Cuando un alumno crece en edad, lo hace también en
amplitud de conciencia y de mirada, de curiosidad y de explicaciones. En
cualquier campo de la cultura se aprovecha para acercarle su conciencia a otros
elementos y a otros momentos distintos de aquellos en los que vive y que conforman
su presente y sus apetencias más elementales.
Eso mismo ocurre en el apartado de las lecturas y en
el campo literario en general. Con frecuencia es este un momento en el que
aparece el peligro de separación entre los gustos personales y los esquemas que
proponen las obras que, también con frecuencia, son impuestas y obligadas.
¿Por qué se produce tal distanciamiento y, a menudo,
un olvido que dura mucho tiempo y acaso todo el tiempo del mundo? Causalidad múltiple
aparte, pero siempre presente, creo que lo que se descose fundamentalmente es
el contexto diferente en el que se sitúan la obra y del lector. La lectura del
Quijote será difícilmente productiva si el lector no se esfuerza en entender el
ambiente en el que se produce la obra y emocionalmente no se sitúa en el mismo.
Es verdad que las obras clásicas, y más las
inmortales, superan casi siempre los elementos de contexto para hacer florecer
por encima de todo un ramillete de ideas y de consideraciones que sirven para
todo tiempo y espacio; pero nada está completo si no es con los elementos en los
que se imagina, se escribe y se produce. Para la enseñanza y práctica de esta
materia parece, pues, fundamental concordar estos dos tiempos físicos y
emocionales; la obra con su aportación; el profesor con su experiencia y
conocimientos; y el alumno o lector con la predisposición adecuada.

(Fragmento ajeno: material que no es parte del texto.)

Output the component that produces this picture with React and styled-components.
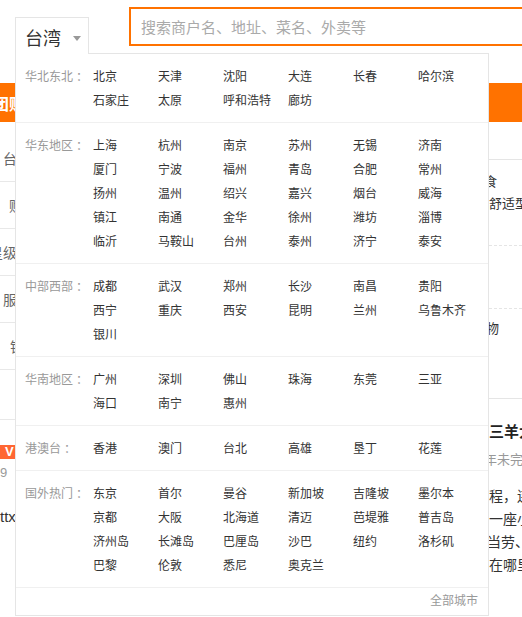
import React from 'react';
import styled, { createGlobalStyle } from 'styled-components';

const ORANGE = '#ff7200';

const GlobalStyle = createGlobalStyle`
  html, body {
    margin: 0;
    padding: 0;
    background: #fff;
  }
  body {
    font-family: "Microsoft YaHei", "Noto Sans CJK SC", "Noto Sans", sans-serif;
    color: #333;
  }
`;

const regions = [
  { label: '华北东北', cities: ['北京', '天津', '沈阳', '大连', '长春', '哈尔滨', '石家庄', '太原', '呼和浩特', '廊坊'] },
  {
    label: '华东地区',
    cities: ['上海', '杭州', '南京', '苏州', '无锡', '济南', '厦门', '宁波', '福州', '青岛', '合肥', '常州', '扬州', '温州', '绍兴', '嘉兴', '烟台', '威海', '镇江', '南通', '金华', '徐州', '潍坊', '淄博', '临沂', '马鞍山', '台州', '泰州', '济宁', '泰安'],
  },
  { label: '中部西部', cities: ['成都', '武汉', '郑州', '长沙', '南昌', '贵阳', '西宁', '重庆', '西安', '昆明', '兰州', '乌鲁木齐', '银川'] },
  { label: '华南地区', cities: ['广州', '深圳', '佛山', '珠海', '东莞', '三亚', '海口', '南宁', '惠州'] },
  { label: '港澳台', cities: ['香港', '澳门', '台北', '高雄', '垦丁', '花莲'] },
  {
    label: '国外热门',
    cities: ['东京', '首尔', '曼谷', '新加坡', '吉隆坡', '墨尔本', '京都', '大阪', '北海道', '清迈', '芭堤雅', '普吉岛', '济州岛', '长滩岛', '巴厘岛', '沙巴', '纽约', '洛杉矶', '巴黎', '伦敦', '悉尼', '奥克兰'],
  },
];

const sideItems = [
  { text: '台湾美食', shift: 3 },
  { text: '购物中心', shift: 9 },
  { text: '星级酒店', shift: -11 },
  { text: '服务', shift: 3 },
  { text: '银行', shift: 10 },
];

const Page = styled.div`
  position: relative;
  width: 522px;
  height: 617px;
  overflow: hidden;
`;

const Header = styled.div`
  display: flex;
  align-items: flex-start;
  height: 83px;
  padding-left: 15px;
  box-sizing: border-box;
`;

const CitySwitch = styled.div`
  position: relative;
  margin-top: 17px;
  flex: none;
`;

const CityTab = styled.div`
  position: relative;
  z-index: 3;
  display: flex;
  align-items: center;
  box-sizing: border-box;
  width: 74px;
  height: 37px;
  padding: 2px 0 0 9px;
  border: 1px solid #e5e5e5;
  border-bottom: none;
  background: #fff;
  font-size: 18px;
  color: #333;
`;

const Caret = styled.span`
  margin: 3px 0 0 12px;
  width: 0;
  height: 0;
  border-left: 4px solid transparent;
  border-right: 4px solid transparent;
  border-top: 5px solid #999;
`;

const Panel = styled.div`
  position: absolute;
  top: 36px;
  left: 0;
  z-index: 2;
  width: 474px;
  box-sizing: border-box;
  border: 1px solid #e5e5e5;
  background: #fff;
`;

const Region = styled.div`
  display: flex;
  padding: 10px 0 10px 9px;
  border-bottom: 1px solid #f0f0f0;
  &:last-of-type {
    border-bottom: none;
  }
`;

const RegionLabel = styled.div`
  flex: none;
  width: 68px;
  font-size: 12px;
  line-height: 24px;
  color: #999;
  white-space: nowrap;
`;

const Colon = styled.span`
  margin-left: 3px;
`;

const CityGrid = styled.div`
  display: grid;
  grid-template-columns: repeat(6, 65px);
  font-size: 12px;
  line-height: 24px;
`;

const City = styled.a`
  color: #333;
  text-decoration: none;
  white-space: nowrap;
`;

const AllCities = styled.div`
  text-align: right;
  padding: 0 10px 3px 0;
  font-size: 12px;
  line-height: 24px;
  color: #999;
`;

const SearchBox = styled.div`
  flex: none;
  display: flex;
  align-items: center;
  width: 420px;
  height: 39px;
  margin: 7px 0 0 40px;
  box-sizing: border-box;
  border: 2px solid ${ORANGE};
  padding-left: 10px;
`;

const SearchInput = styled.input`
  flex: 1;
  border: none;
  outline: none;
  padding: 0;
  background: transparent;
  font-family: inherit;
  font-size: 15px;
  color: #333;
  &::placeholder {
    color: #aaa;
  }
`;

const NavBar = styled.div`
  display: flex;
  align-items: center;
  gap: 30px;
  height: 39px;
  background: ${ORANGE};
`;

const NavItem = styled.span`
  color: #fff;
  font-size: 16px;
  font-weight: bold;
  white-space: nowrap;
  &:first-child {
    margin-left: -7px;
  }
`;

const Body = styled.div`
  display: flex;
`;

const Sidebar = styled.div`
  flex: none;
  width: 150px;
  padding-top: 13px;
`;

const SideItem = styled.div`
  display: flex;
  align-items: center;
  height: 47px;
  box-sizing: border-box;
  border-bottom: 1px solid #e8e8e8;
  font-size: 14px;
  color: #666;
  white-space: nowrap;
`;

const SideText = styled.span`
  margin-left: ${(p) => p.$shift}px;
`;

const SideGap = styled.div`
  height: 50px;
  box-sizing: border-box;
  border-bottom: 1px solid #e8e8e8;
`;

const Review = styled.div`
  display: flex;
  flex-direction: column;
  align-items: flex-start;
  padding-top: 25px;
`;

const VipBadge = styled.span`
  display: inline-block;
  margin-left: -4px;
  padding: 0 3px 0 9px;
  background: #ff6633;
  color: #fff;
  font-family: "Liberation Sans", Arial, sans-serif;
  font-weight: bold;
  font-size: 13px;
  line-height: 14px;
`;

const ReviewDate = styled.span`
  margin-top: 6px;
  font-family: "Liberation Sans", Arial, sans-serif;
  font-size: 13px;
  color: #999;
`;

const ReviewUser = styled.span`
  margin-top: 28px;
  font-family: "Liberation Sans", Arial, sans-serif;
  font-size: 15px;
  color: #333;
`;

const Main = styled.div`
  flex: 1;
`;

const Aside = styled.div`
  flex: none;
  width: 33px;
  padding-top: 37px;
  white-space: nowrap;
`;

const AsideBlock = styled.div`
  height: ${(p) => p.$h}px;
  box-sizing: border-box;
  padding-top: ${(p) => p.$pad}px;
  border-top: 1px ${(p) => p.$line} #e5e5e5;
  font-size: 13px;
  line-height: 22px;
  color: #333;
`;

const AsideLine = styled.div`
  margin-left: ${(p) => p.$shift || 0}px;
`;

const ShopTitle = styled.div`
  margin-top: 21px;
  font-size: 15px;
  font-weight: bold;
  color: #222;
`;

const ShopMeta = styled.div`
  margin: 6px 0 0 -5px;
  font-size: 13px;
  color: #999;
`;

const ShopText = styled.div`
  margin-top: 14px;
  font-size: 14px;
  line-height: 23px;
  color: #333;
`;

function CityPicker() {
  return (
    <CitySwitch>
      <CityTab>
        台湾
        <Caret />
      </CityTab>
      <Panel>
        {regions.map((r) => (
          <Region key={r.label}>
            <RegionLabel>
              {r.label}
              <Colon>：</Colon>
            </RegionLabel>
            <CityGrid>
              {r.cities.map((c) => (
                <City key={c} href="#">{c}</City>
              ))}
            </CityGrid>
          </Region>
        ))}
        <AllCities>全部城市</AllCities>
      </Panel>
    </CitySwitch>
  );
}

export default function App() {
  return (
    <Page>
      <GlobalStyle />
      <Header>
        <CityPicker />
        <SearchBox>
          <SearchInput placeholder="搜索商户名、地址、菜名、外卖等" />
        </SearchBox>
      </Header>
      <NavBar>
        <NavItem>团购</NavItem>
        <NavItem>美食</NavItem>
        <NavItem>休闲娱乐</NavItem>
        <NavItem>酒店</NavItem>
      </NavBar>
      <Body>
        <Sidebar>
          {sideItems.map((s) => (
            <SideItem key={s.text}>
              <SideText $shift={s.shift}>{s.text}</SideText>
            </SideItem>
          ))}
          <SideGap />
          <Review>
            <VipBadge>V</VipBadge>
            <ReviewDate>9</ReviewDate>
            <ReviewUser>ttx</ReviewUser>
          </Review>
        </Sidebar>
        <Main />
        <Aside>
          <AsideBlock $h={86} $pad={10} $line="solid">
            <AsideLine $shift={-18}>美食</AsideLine>
            <AsideLine>舒适型</AsideLine>
          </AsideBlock>
          <AsideBlock $h={63} $pad={0} $line="dashed" />
          <AsideBlock $h={90} $pad={8} $line="dashed">
            <AsideLine $shift={-16}>购物</AsideLine>
          </AsideBlock>
          <AsideBlock $h={200} $pad={0} $line="solid">
            <ShopTitle>三羊大</ShopTitle>
            <ShopMeta>年未完</ShopMeta>
            <ShopText>
              <AsideLine>程，连</AsideLine>
              <AsideLine>一座小</AsideLine>
              <AsideLine $shift={-2}>当劳、</AsideLine>
              <AsideLine>在哪里</AsideLine>
            </ShopText>
          </AsideBlock>
        </Aside>
      </Body>
    </Page>
  );
}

Y, aun así, no resulta sencillo empaparse del espíritu
de aquellas obras que se han concebido en otras épocas y que responden al espíritu
y a los valores de aquel momento. Me sucedía hace un par de días con la
relectura de la obra Paul et Virgine,
de la que es autor Saint Pierre y que obedece a un esquema romántico en la
naturaleza, en la religión y en las relaciones sociales. No me supone ningún esfuerzo
sintonizar con los valores que se le atribuyen a la naturaleza, siempre exuberante
y alterada; pero qué difícil sentirse próximo a las manifestaciones amorosas,
tan remilgadas e idealizadas que terminan por ser inverosímiles; o de la escala
de valores sociales y religiosos, tan rígida y sin aristas. El ejemplo es
casual y se repite en cualquier creación que se aleje un poco de nosotros en el
tiempo, en el espacio o incluso, aunque sea contemporánea, en los valores que
exponga.
El contexto, siempre el contexto y lo que condiciona y
explica.
¿Dónde, entonces, el valor de una creación?, ¿hasta dónde
llega en el tiempo el mérito y la importancia de una obra?, ¿qué podemos
extraer de ella para nosotros, lectores de otro tiempo?, ¿cuánta atención
debemos prestarle desde otros contextos?, ¿podemos explicar bien el presente
sin el conocimiento del pasado?, ¿hay realmente verdades absolutas e intemporales?... Muchas
preguntas se suscitan al hilo de la lectura de una obra del pasado. Aunque
ninguna anule su lectura.
Por lo demás, la obra citada responde a un ramillete amplio
de creaciones literarias que ejemplifican el anhelo de una arcadia feliz y de una
utopía natural y humana que explican su estilo y su trama. Pero esto ya es
asunto más amplio y académico, y aquí y ahora lo dejamos dormido.